In early 2018, the New South Wales Civil and Administrative Tribunal appointed a Trustee to make health and welfare decisions on the Wife’s behalf. The Trustee determined to sell the Wife’s farm property in order to pay a refundable accommodation deposit to the aged care facility where the Wife was a resident.
The Trustee’s proposal was opposed by the Husband. He maintained that he ought to be able to remain living at the farm property, and he contended that this was consistent with the Wife’s wishes.
The Trustee consequently commenced Family Law proceedings on the basis that the parties’ de facto relationship had broken down, and the Trustee sought financial Orders on behalf of the Wife. The Husband contended that the parties’ relationship remained intact and on foot, and as such, that the Court did not have jurisdiction to make the Orders sought by the Trustee.
At first instance, the Primary Judge found for the Trustee, namely that the circumstances of the parties’ particular relationship were indicative of a cessation of that relationship.

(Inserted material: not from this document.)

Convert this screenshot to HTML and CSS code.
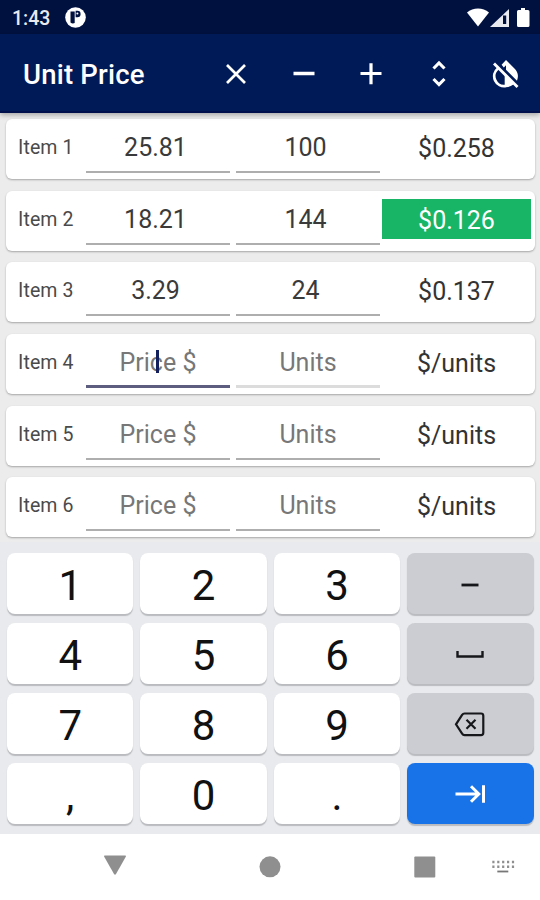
FILE: index.html
```html
<!DOCTYPE html>
<html lang="en">
<head>
  <meta charset="UTF-8">
  <title>Unit Price</title>
  <link rel="stylesheet" href="styles.css">
</head>
<body>

<div class="status-bar">
  <span class="clock">1:43</span>
  <svg class="app-dot" width="21" height="21" viewBox="0 0 21 21">
    <circle cx="10.5" cy="10.5" r="10.3" fill="#fff"/>
    <path d="M5.500 4.500h4.200v11.500q-2.200 1-4.200-.5z" fill="#001140"/>
    <path d="M10.600 3.800h1.800a3.200 3.200 0 0 1 0 6.400h-1.800z" fill="#001140"/>
    <circle cx="12.400" cy="6.500" r="1" fill="#fff"/>
  </svg>
  <svg class="signals" width="64" height="20" viewBox="0 0 64 20">
    <path d="M0 4.500C6-.7 16-.7 22 4.500L11 18.500z" fill="#fff"/>
    <path d="M42 1v18H23z" fill="#e9eaf0"/>
    <path d="M36 7.500h3.200V16H36z" fill="#001140"/>
    <path d="M54 0h4v2h3q1.500 0 1.500 1.500V17.500q0 1.500-1.500 1.500h-9.500q-1.500 0-1.500-1.500V3.500q0-1.500 1.500-1.500H54z" fill="#fff"/>
  </svg>
</div>

<header class="app-bar">
  <h1>Unit Price</h1>
  <nav class="actions">
    <svg viewBox="0 0 28 28"><path d="M5 5l18 18M23 5L5 23" stroke-width="2.700"/></svg>
    <svg viewBox="0 0 28 28"><path d="M3.500 13.500h21" stroke-width="3.500"/></svg>
    <svg viewBox="0 0 28 28"><path d="M3.500 13.500h21M14 3.300v21" stroke-width="3.200"/></svg>
    <svg viewBox="0 0 28 28"><path d="M8.500 8.500L14 3l5.500 5.500M8.500 19L14 24.500 19.500 19" stroke-width="3.100"/></svg>
    <svg viewBox="0 0 28 28">
      <path d="M14 0l8.200 8.200a11.500 11.500 0 0 1 2.800 12.500L14 9.700V5.200l-2.200 2.200-2.200-2.700z" fill="#fff" stroke="none"/>
      <path d="M6 8.500a9.800 9.800 0 0 0 8 17.300 11 11 0 0 0 6.500-2.300" stroke-width="2.800"/>
      <path d="M12.700 13l9.500 10q-4 4-9.500 3.500z" fill="#fff" stroke="none"/>
      <path d="M4.500 3L27.500 26" stroke="#001a57" stroke-width="2"/>
      <path d="M2 3.500L25.500 27" stroke-width="2.800"/>
    </svg>
  </nav>
</header>

<main class="items">
  <div class="item">
    <label>Item 1</label>
    <div class="field"><input type="text" placeholder="Price $" value="25.81"></div>
    <div class="field"><input type="text" placeholder="Units" value="100"></div>
    <div class="result">$0.258</div>
  </div>
  <div class="item">
    <label>Item 2</label>
    <div class="field"><input type="text" placeholder="Price $" value="18.21"></div>
    <div class="field"><input type="text" placeholder="Units" value="144"></div>
    <div class="result best">$0.126</div>
  </div>
  <div class="item">
    <label>Item 3</label>
    <div class="field"><input type="text" placeholder="Price $" value="3.29"></div>
    <div class="field"><input type="text" placeholder="Units" value="24"></div>
    <div class="result">$0.137</div>
  </div>
  <div class="item">
    <label>Item 4</label>
    <div class="field active"><input type="text" placeholder="Price $"><span class="caret"></span></div>
    <div class="field pale"><input type="text" placeholder="Units"></div>
    <div class="result">$/units</div>
  </div>
  <div class="item">
    <label>Item 5</label>
    <div class="field"><input type="text" placeholder="Price $"></div>
    <div class="field"><input type="text" placeholder="Units"></div>
    <div class="result">$/units</div>
  </div>
  <div class="item">
    <label>Item 6</label>
    <div class="field"><input type="text" placeholder="Price $"></div>
    <div class="field"><input type="text" placeholder="Units"></div>
    <div class="result">$/units</div>
  </div>
</main>

<div class="keyboard">
  <div class="key">1</div>
  <div class="key">2</div>
  <div class="key">3</div>
  <div class="key fn"><svg width="32" height="28" viewBox="0 0 32 28"><path d="M7.500 15h17" stroke-width="2.800"/></svg></div>
  <div class="key">4</div>
  <div class="key">5</div>
  <div class="key">6</div>
  <div class="key fn"><svg width="32" height="28" viewBox="0 0 32 28"><path d="M3.500 11v5.500h25V11" stroke-width="2.400"/></svg></div>
  <div class="key">7</div>
  <div class="key">8</div>
  <div class="key">9</div>
  <div class="key fn">
    <svg width="32" height="28" viewBox="0 0 32 28">
      <path d="M10.500 3.500h16.500q2.300 0 2.300 2.300v17q0 2.300-2.300 2.300H10.500q-1.500 0-2.400-1.400L2 14.300l6.100-9.400q.9-1.400 2.400-1.400z" stroke-width="2.200"/>
      <path d="M12.500 9.800l9 9M21.500 9.800l-9 9" stroke-width="2.200"/>
    </svg>
  </div>
  <div class="key">,</div>
  <div class="key">0</div>
  <div class="key">.</div>
  <div class="key enter"><svg width="32" height="28" viewBox="0 0 32 28"><path d="M1.500 14H25M17 6.300l7.800 7.700L17 21.700M29.500 5.300v17.400" stroke-width="3"/></svg></div>
</div>

<footer class="nav-bar">
  <svg width="540" height="66" viewBox="0 0 540 66" fill="#8f8f8f">
    <path d="M105 21.500h20q1.500 0 .8 1.300L116 40q-1 1.500-2 0L104.200 22.800q-.7-1.300.8-1.300z"/>
    <circle cx="270" cy="32.800" r="10.500"/>
    <rect x="414.300" y="22.500" width="21" height="21" rx="1"/>
    <path d="M492.300 28h22M492.300 32.700h22" stroke="#8f8f8f" stroke-width="2.600" stroke-dasharray="2.200 2.700"/>
    <path d="M497.300 37.500h11" stroke="#777" stroke-width="1.800"/>
  </svg>
</footer>

</body>
</html>
```
FILE: styles.css
```css
* {
  box-sizing: border-box;
}
body {
  margin: 0;
  width: 540px;
  height: 900px;
  overflow: hidden;
  display: flex;
  flex-direction: column;
  font-family: Roboto, "Liberation Sans", sans-serif;
  background: #ececec;
}
svg {
  display: block;
}

/* top bars */
.status-bar {
  height: 34px;
  padding: 1px 9px 0 12px;
  display: flex;
  align-items: center;
  background: #001140;
  color: #e8eaf0;
}
.clock {
  padding-top: 2px;
  font-size: 19.5px;
  font-weight: 500;
}
.app-dot {
  margin-left: 15px;
}
.signals {
  margin-left: auto;
}
.app-bar {
  height: 79px;
  padding: 1px 20px 0 23px;
  display: flex;
  align-items: center;
  justify-content: space-between;
  background: #001a57;
  border-bottom: 2px solid #00104c;
  box-shadow: 0 2px 5px rgba(0, 0, 0, 0.3);
  z-index: 1;
}
.app-bar h1 {
  margin: 0;
  padding-top: 3px;
  font-size: 27.5px;
  font-weight: 500;
  letter-spacing: 0.2px;
  color: #fff;
}
.actions {
  padding-top: 2px;
  display: flex;
  gap: 39.5px;
}
.actions svg {
  width: 28px;
  height: 28px;
  fill: none;
  stroke: #fff;
}

/* item rows */
.items {
  height: 429px;
  padding: 6px 5.5px 0 6px;
  display: flex;
  flex-direction: column;
  gap: 11.7px;
}
.item {
  flex: none;
  height: 60px;
  padding: 0 3px 0 12px;
  display: grid;
  grid-template-columns: 68px 144px 144px 149px;
  background: #fff;
  border-radius: 6px;
  box-shadow: 0 1px 2px rgba(0, 0, 0, 0.3);
}
.item label {
  padding-top: 17px;
  font-size: 19.5px;
  line-height: 24px;
  letter-spacing: 0.1px;
  color: #4a4a4a;
}
.field {
  position: relative;
  height: 54px;
  border-bottom: 2px solid #aeaeae;
}
.field + .field {
  margin-left: 6px;
  margin-right: -6px;
}
.field.active {
  border-bottom: 3px solid #5d5d80;
}
.field.pale {
  border-bottom: 3px solid #dcdcdc;
}
.field input {
  display: block;
  width: 100%;
  height: 30px;
  margin-top: 13.4px;
  padding: 0 5px 0 0;
  border: 0;
  outline: 0;
  background: none;
  font-family: inherit;
  font-size: 25px;
  text-align: center;
  color: #3a3a3a;
}
.field input:placeholder-shown {
  padding-right: 0;
}
.field input::placeholder {
  color: #777;
}
.caret {
  position: absolute;
  left: 69.5px;
  top: 16px;
  width: 3px;
  height: 23px;
  background: #14205c;
}
.result {
  height: 40px;
  margin: 8px -8px 0 8px;
  line-height: 43px;
  font-size: 25px;
  text-align: center;
  color: #333;
}
.result.best {
  background: #18b566;
  color: #fff;
}

/* number pad */
.keyboard {
  height: 292px;
  padding: 11px 6.5px 0 7px;
  display: grid;
  grid-template-columns: repeat(4, 1fr);
  grid-auto-rows: 61px;
  gap: 9px 7px;
  background: #e8eaed;
}
.key {
  display: flex;
  align-items: center;
  justify-content: center;
  padding-top: 4px;
  border-radius: 8px;
  background: #fff;
  box-shadow: 0 1.5px 1px #b9bbbf;
  font-size: 42px;
  color: #111;
}
.key svg {
  fill: none;
  stroke: #15171a;
}
.key.fn {
  padding: 0;
  background: #cccdd2;
}
.key.enter {
  padding: 0;
  background: #1973e8;
}
.key.enter svg {
  stroke: #fff;
}

.nav-bar {
  height: 66px;
  background: #fff;
}
```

The Husband then appealed to the Full Court, where he was successful. The Full Court found that the Primary Judge had erred and that the parties’ de facto relationship had not broken down.
The Trustee subsequently obtained special leave to appeal to the High Court.
High Court Findings
The High Court found that the appeal must be allowed, and that the parties’ de facto relationship had in fact broken down at some stage prior to 25 May 2018. This was on the basis that looking at all of the circumstances, the Court could be satisfied that the parties no longer had a relationship as a couple living together on a genuine domestic basis within the meaning of s 4AA of the Family Law Act.
The Court said that the relationship had broken down not because the Wife had to move into aged care, or due to her incapacity. Those factors were relevant but not determinative. The Court stated that while there may have earlier been a degree of mutual commitment to a shared life, that commitment ceased when the Husband refused to make “necessary or desirable adjustments” in support of the Wife and, by his conduct, had acted contrary to the Wife’s needs and interests.
Relevant conduct on the Husband’s part included his refusal to cooperate with the Wife’s adult children regarding her ongoing care; his refusal to allow the farm property to be sold; and also steps taken by him to have the Wife (while her capacity was impaired) execute an Enduring Power of Attorney giving him significant control over her assets, and also a Will which prioritised his own interests to the Wife’s detriment.
Implications of the High Court’s Findings
The significance of the High Court’s decision includes that cohabitation is not a necessary feature of an ongoing de facto relationship; that a loss of capacity by one party does not necessarily mean that a de facto relationship has broken down; and that a new body of case law may develop with respect to interpretations of ‘necessary or desirable adjustments’ in the context of de facto and marriage relationships.
The case also highlights and reinforces the discretionary nature of Family Law proceedings.
It may be that a Binding Financial Agreement executed by the parties prior to the Wife’s cognitive decline would have remedied the situation, and most likely avoided the lengthy Court proceedings which ensued in this matter.